#### [What you need to do]
Without including the pictures, copy out every line below.

:: Available data

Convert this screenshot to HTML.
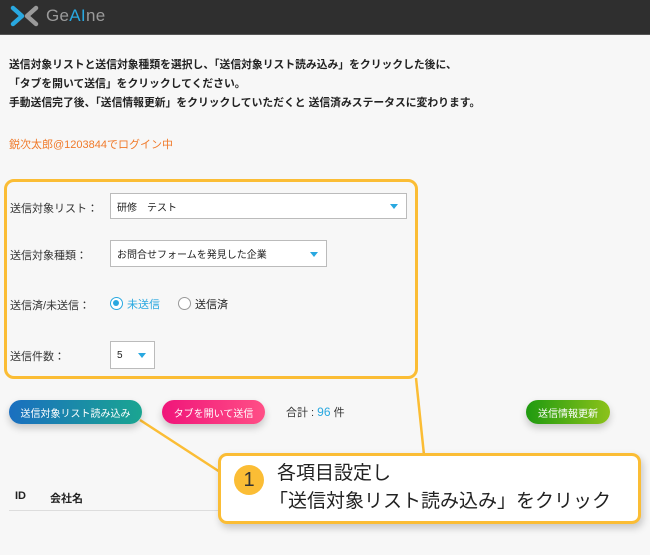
<!DOCTYPE html>
<html><head><meta charset="utf-8"><style>
*{margin:0;padding:0;box-sizing:border-box}
body{width:650px;height:555px;overflow:hidden;background:#f7f7f7;font-family:"Liberation Sans","Noto Sans CJK JP",sans-serif;color:#222;position:relative}
.hdr{position:absolute;left:0;top:0;width:650px;height:35px;background:#2f2f2f;border-bottom:1px solid #555}
.logo{position:absolute;left:46px;top:6px;font-size:17px;color:#9a9a9a;letter-spacing:0.3px}
.t{position:absolute;left:9px;font-size:10.8px;font-weight:bold;white-space:nowrap}
.o{position:absolute;left:9px;top:136px;font-size:11px;color:#f07a2a}
.box{position:absolute;left:4px;top:179px;width:414px;height:200px;border:3px solid #fbbd35;border-radius:10px}
.lbl{position:absolute;left:10px;font-size:11px;color:#333}
.sel{position:absolute;background:#fff;border:1px solid #bbb;font-size:10px;padding-left:6px;display:flex;align-items:center}
.arr{position:absolute;right:8px;top:50%;margin-top:-2px;width:0;height:0;border-left:4px solid transparent;border-right:4px solid transparent;border-top:5px solid #29a8e0}
.btn{position:absolute;top:400px;height:24px;border-radius:12px;color:#fff;font-size:10px;display:flex;align-items:center;justify-content:center;box-shadow:0 4px 8px rgba(0,0,0,.2)}
.call{position:absolute;left:218px;top:453px;width:423px;height:71px;background:#fff;border:3px solid #fbbd35;border-radius:9px;box-shadow:2px 4px 8px rgba(0,0,0,.2)}
</style></head><body>
<div class="hdr">
<svg style="position:absolute;left:10px;top:4px" width="30" height="24" viewBox="0 0 30 24">
<path d="M3 4 L12 12 L3 20" stroke="#29a8e0" stroke-width="4.5" fill="none" stroke-linecap="round" stroke-linejoin="round"/>
<path d="M26 4 L17 12 L26 20" stroke="#9a9a9a" stroke-width="4.5" fill="none" stroke-linecap="round" stroke-linejoin="round"/>
</svg>
<div class="logo">Ge<span style="color:#29a8e0">AI</span>ne</div>
</div>
<div class="t" style="top:56px">送信対象リストと送信対象種類を選択し、「送信対象リスト読み込み」をクリックした後に、</div>
<div class="t" style="top:75px">「タブを開いて送信」をクリックしてください。</div>
<div class="t" style="top:94px">手動送信完了後、「送信情報更新」をクリックしていただくと 送信済みステータスに変わります。</div>
<div class="o">鋭次太郎@1203844でログイン中</div>
<div class="box"></div>
<div class="lbl" style="top:200px">送信対象リスト：</div>
<div class="sel" style="left:110px;top:193px;width:297px;height:26px">研修　テスト<span class="arr"></span></div>
<div class="lbl" style="top:247px">送信対象種類：</div>
<div class="sel" style="left:110px;top:240px;width:217px;height:27px">お問合せフォームを発見した企業<span class="arr"></span></div>
<div class="lbl" style="top:297px">送信済/未送信：</div>
<div style="position:absolute;left:110px;top:297px;width:13px;height:13px;border-radius:50%;border:1.5px solid #29a8e0;background:#fff"><div style="position:absolute;left:2px;top:2px;width:6px;height:6px;border-radius:50%;background:#29a8e0"></div></div>
<div style="position:absolute;left:127px;top:296px;font-size:11px;color:#29a8e0">未送信</div>
<div style="position:absolute;left:178px;top:297px;width:13px;height:13px;border-radius:50%;border:1px solid #999;background:#fff"></div>
<div style="position:absolute;left:195px;top:296px;font-size:11px">送信済</div>
<div class="lbl" style="top:348px">送信件数：</div>
<div class="sel" style="left:110px;top:341px;width:45px;height:28px">5<span class="arr"></span></div>
<svg style="position:absolute;left:0;top:0" width="650" height="555">
<path d="M140 420 L220 472" stroke="#fbbd35" stroke-width="2.5"/>
<path d="M416 378 L424 455" stroke="#fbbd35" stroke-width="2.5"/>
</svg>
<div class="btn" style="left:9px;width:133px;background:linear-gradient(90deg,#1a6fc0,#1aa591)">送信対象リスト読み込み</div>
<div class="btn" style="left:162px;width:103px;background:linear-gradient(90deg,#f0157a,#ff4f86)">タブを開いて送信</div>
<div style="position:absolute;left:286px;top:404px;font-size:11px;color:#333">合計 : <span style="color:#29a8e0;font-size:12px">96</span> 件</div>
<div class="btn" style="left:526px;width:84px;background:linear-gradient(90deg,#1f9a10,#8cc21a)">送信情報更新</div>
<div style="position:absolute;left:15px;top:490px;font-size:11px;font-weight:bold">ID</div>
<div style="position:absolute;left:50px;top:490px;font-size:11px;font-weight:bold">会社名</div>
<div style="position:absolute;left:9px;top:510px;width:215px;height:1px;background:#ddd"></div>
<div class="call">
<div style="position:absolute;left:13px;top:9px;width:30px;height:30px;border-radius:50%;background:#fbbd35;font-size:20px;text-align:center;line-height:30px;color:#333">1</div>
<div style="position:absolute;left:56px;top:4px;font-size:19px;line-height:28px;color:#222;white-space:nowrap">各項目設定し<br><span style="margin-left:-8px">「送信対象リスト読み込み」をクリック</span></div>
</div>
</body></html>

::::

#### [Problem solution]
Convert this screenshot to HTML.
<!DOCTYPE html>
<html><head><meta charset="utf-8"><style>
*{margin:0;padding:0;box-sizing:border-box}
body{width:650px;height:555px;overflow:hidden;background:#f7f7f7;font-family:"Liberation Sans","Noto Sans CJK JP",sans-serif;color:#222;position:relative}
.hdr{position:absolute;left:0;top:0;width:650px;height:35px;background:#2f2f2f;border-bottom:1px solid #555}
.logo{position:absolute;left:46px;top:6px;font-size:17px;color:#9a9a9a;letter-spacing:0.3px}
.t{position:absolute;left:9px;font-size:10.8px;font-weight:bold;white-space:nowrap}
.o{position:absolute;left:9px;top:136px;font-size:11px;color:#f07a2a}
.box{position:absolute;left:4px;top:179px;width:414px;height:200px;border:3px solid #fbbd35;border-radius:10px}
.lbl{position:absolute;left:10px;font-size:11px;color:#333}
.sel{position:absolute;background:#fff;border:1px solid #bbb;font-size:10px;padding-left:6px;display:flex;align-items:center}
.arr{position:absolute;right:8px;top:50%;margin-top:-2px;width:0;height:0;border-left:4px solid transparent;border-right:4px solid transparent;border-top:5px solid #29a8e0}
.btn{position:absolute;top:400px;height:24px;border-radius:12px;color:#fff;font-size:10px;display:flex;align-items:center;justify-content:center;box-shadow:0 4px 8px rgba(0,0,0,.2)}
.call{position:absolute;left:218px;top:453px;width:423px;height:71px;background:#fff;border:3px solid #fbbd35;border-radius:9px;box-shadow:2px 4px 8px rgba(0,0,0,.2)}
</style></head><body>
<div class="hdr">
<svg style="position:absolute;left:10px;top:4px" width="30" height="24" viewBox="0 0 30 24">
<path d="M3 4 L12 12 L3 20" stroke="#29a8e0" stroke-width="4.5" fill="none" stroke-linecap="round" stroke-linejoin="round"/>
<path d="M26 4 L17 12 L26 20" stroke="#9a9a9a" stroke-width="4.5" fill="none" stroke-linecap="round" stroke-linejoin="round"/>
</svg>
<div class="logo">Ge<span style="color:#29a8e0">AI</span>ne</div>
</div>
<div class="t" style="top:56px">送信対象リストと送信対象種類を選択し、「送信対象リスト読み込み」をクリックした後に、</div>
<div class="t" style="top:75px">「タブを開いて送信」をクリックしてください。</div>
<div class="t" style="top:94px">手動送信完了後、「送信情報更新」をクリックしていただくと 送信済みステータスに変わります。</div>
<div class="o">鋭次太郎@1203844でログイン中</div>
<div class="box"></div>
<div class="lbl" style="top:200px">送信対象リスト：</div>
<div class="sel" style="left:110px;top:193px;width:297px;height:26px">研修　テスト<span class="arr"></span></div>
<div class="lbl" style="top:247px">送信対象種類：</div>
<div class="sel" style="left:110px;top:240px;width:217px;height:27px">お問合せフォームを発見した企業<span class="arr"></span></div>
<div class="lbl" style="top:297px">送信済/未送信：</div>
<div style="position:absolute;left:110px;top:297px;width:13px;height:13px;border-radius:50%;border:1.5px solid #29a8e0;background:#fff"><div style="position:absolute;left:2px;top:2px;width:6px;height:6px;border-radius:50%;background:#29a8e0"></div></div>
<div style="position:absolute;left:127px;top:296px;font-size:11px;color:#29a8e0">未送信</div>
<div style="position:absolute;left:178px;top:297px;width:13px;height:13px;border-radius:50%;border:1px solid #999;background:#fff"></div>
<div style="position:absolute;left:195px;top:296px;font-size:11px">送信済</div>
<div class="lbl" style="top:348px">送信件数：</div>
<div class="sel" style="left:110px;top:341px;width:45px;height:28px">5<span class="arr"></span></div>
<svg style="position:absolute;left:0;top:0" width="650" height="555">
<path d="M140 420 L220 472" stroke="#fbbd35" stroke-width="2.5"/>
<path d="M416 378 L424 455" stroke="#fbbd35" stroke-width="2.5"/>
</svg>
<div class="btn" style="left:9px;width:133px;background:linear-gradient(90deg,#1a6fc0,#1aa591)">送信対象リスト読み込み</div>
<div class="btn" style="left:162px;width:103px;background:linear-gradient(90deg,#f0157a,#ff4f86)">タブを開いて送信</div>
<div style="position:absolute;left:286px;top:404px;font-size:11px;color:#333">合計 : <span style="color:#29a8e0;font-size:12px">96</span> 件</div>
<div class="btn" style="left:526px;width:84px;background:linear-gradient(90deg,#1f9a10,#8cc21a)">送信情報更新</div>
<div style="position:absolute;left:15px;top:490px;font-size:11px;font-weight:bold">ID</div>
<div style="position:absolute;left:50px;top:490px;font-size:11px;font-weight:bold">会社名</div>
<div style="position:absolute;left:9px;top:510px;width:215px;height:1px;background:#ddd"></div>
<div class="call">
<div style="position:absolute;left:13px;top:9px;width:30px;height:30px;border-radius:50%;background:#fbbd35;font-size:20px;text-align:center;line-height:30px;color:#333">1</div>
<div style="position:absolute;left:56px;top:4px;font-size:19px;line-height:28px;color:#222;white-space:nowrap">各項目設定し<br><span style="margin-left:-8px">「送信対象リスト読み込み」をクリック</span></div>
</div>
</body></html>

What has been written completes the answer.